* DATA EXCERPT
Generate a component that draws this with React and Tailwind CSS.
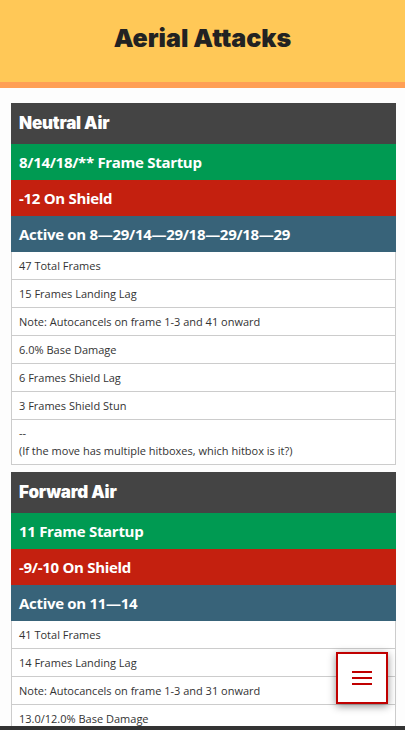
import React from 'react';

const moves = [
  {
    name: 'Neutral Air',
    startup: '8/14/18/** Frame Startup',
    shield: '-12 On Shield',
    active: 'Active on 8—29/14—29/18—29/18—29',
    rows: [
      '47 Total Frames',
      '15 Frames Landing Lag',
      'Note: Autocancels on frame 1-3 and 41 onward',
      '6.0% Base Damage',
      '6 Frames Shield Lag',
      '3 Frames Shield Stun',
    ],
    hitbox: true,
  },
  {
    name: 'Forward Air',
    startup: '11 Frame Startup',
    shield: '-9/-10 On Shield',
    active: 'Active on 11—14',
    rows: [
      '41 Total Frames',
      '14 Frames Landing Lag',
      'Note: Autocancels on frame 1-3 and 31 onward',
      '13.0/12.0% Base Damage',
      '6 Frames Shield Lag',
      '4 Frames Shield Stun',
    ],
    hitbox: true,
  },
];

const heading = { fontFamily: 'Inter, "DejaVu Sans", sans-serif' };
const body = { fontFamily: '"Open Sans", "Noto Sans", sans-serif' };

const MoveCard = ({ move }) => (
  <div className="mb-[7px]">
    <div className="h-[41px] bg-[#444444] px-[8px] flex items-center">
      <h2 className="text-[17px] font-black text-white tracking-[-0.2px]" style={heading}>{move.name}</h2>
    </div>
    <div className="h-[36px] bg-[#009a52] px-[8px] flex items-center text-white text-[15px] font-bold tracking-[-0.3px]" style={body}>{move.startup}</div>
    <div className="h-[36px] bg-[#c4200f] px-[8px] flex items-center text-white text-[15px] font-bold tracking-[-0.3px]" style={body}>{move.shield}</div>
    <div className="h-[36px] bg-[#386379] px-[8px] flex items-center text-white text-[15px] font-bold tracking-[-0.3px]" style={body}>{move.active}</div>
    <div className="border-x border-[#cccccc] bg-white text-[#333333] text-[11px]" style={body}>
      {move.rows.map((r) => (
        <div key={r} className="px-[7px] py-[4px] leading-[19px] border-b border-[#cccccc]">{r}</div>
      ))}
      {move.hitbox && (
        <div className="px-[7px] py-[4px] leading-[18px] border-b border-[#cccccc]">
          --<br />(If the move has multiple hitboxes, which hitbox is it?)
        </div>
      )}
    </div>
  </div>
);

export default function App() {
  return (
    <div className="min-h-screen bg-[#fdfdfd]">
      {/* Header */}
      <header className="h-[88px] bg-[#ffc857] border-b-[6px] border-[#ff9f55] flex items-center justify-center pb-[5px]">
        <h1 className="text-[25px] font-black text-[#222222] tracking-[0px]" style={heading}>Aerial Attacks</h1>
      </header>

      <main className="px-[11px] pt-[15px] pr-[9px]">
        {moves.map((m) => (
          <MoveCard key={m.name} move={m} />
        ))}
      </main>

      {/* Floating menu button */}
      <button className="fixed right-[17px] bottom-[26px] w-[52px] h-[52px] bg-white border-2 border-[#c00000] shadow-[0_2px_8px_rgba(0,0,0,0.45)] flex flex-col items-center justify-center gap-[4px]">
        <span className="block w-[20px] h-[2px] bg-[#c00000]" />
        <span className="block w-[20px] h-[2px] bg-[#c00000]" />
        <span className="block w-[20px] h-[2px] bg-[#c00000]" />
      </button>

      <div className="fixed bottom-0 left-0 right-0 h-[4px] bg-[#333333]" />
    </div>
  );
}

* PROBLEM
Starting at the top of the listing above, please restate word for word each line up to and including the one that holds "import React from 'react';", omitting every image.

* OUTPUT FOR THIS EXERCISE
Generate a component that draws this with React and Tailwind CSS.
import React from 'react';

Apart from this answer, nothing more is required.